AA: Sorunlu demeyelim ancak eksik diyebiliriz. 10 bin liralık bir limitimiz var sigorta kapsamı dahilinde. Bana en üst limit olan bu miktar ödendi. Burada esas konu benim ameliyatım ve sonraki sürecim, fizik tedavim 23 bin TL tuttu. Ben 13 bin liramı Federasyon’dan tahsil edemedim.

UT: Siz bu tedavi sürecini Federasyon’un göndermiş olduğu doktora gittiniz Hocam doğru mudur?
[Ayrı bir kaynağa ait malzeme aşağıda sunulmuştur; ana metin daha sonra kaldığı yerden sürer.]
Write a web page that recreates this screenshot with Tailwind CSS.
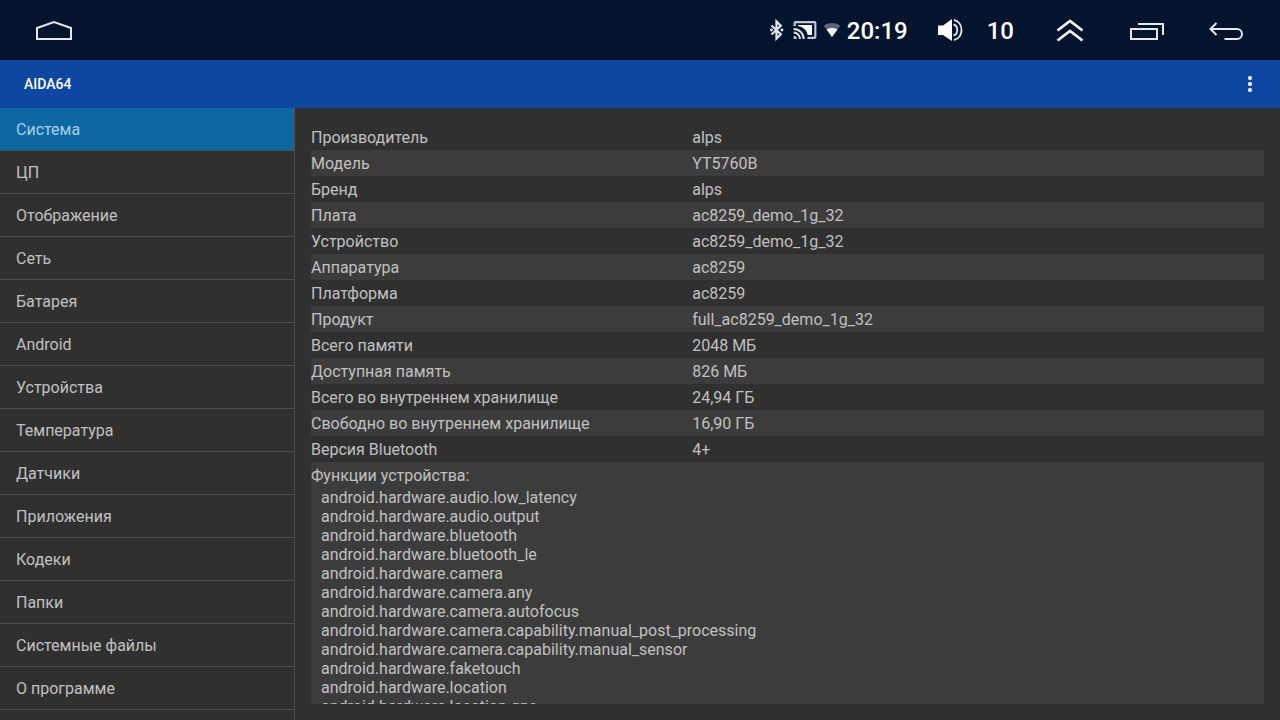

AA: Hakem işleri, Fulya’da bulunan özel bir hastaneden bana randevu aldı ve ben Hakem İşleri’nin aracılığı ile oraya gittim. Kendi kafama göre bir hastaneye gidip bu geri kalan tutarı Federasyon’dan istemedim. Çünkü yaşadığım durumu özel bir durum olarak gördüm. Bu sakatlığı antrenmanda, yürürken, gezerken, yemek yerken değil; Federasyon’un düzenlediği bir müsabakada, Federasyon adına görev yaparken yaşadım. 10 bin lira bana bir para yattı tedavim için, doğru; fakat bu durumda başka bir problem akla geliyor. Siz, Cüneyt Çakır’ları, Hüseyin Göçek’leri, Halis Özkahya’ları 10 bin TL’ye sigortalıyorsunuz.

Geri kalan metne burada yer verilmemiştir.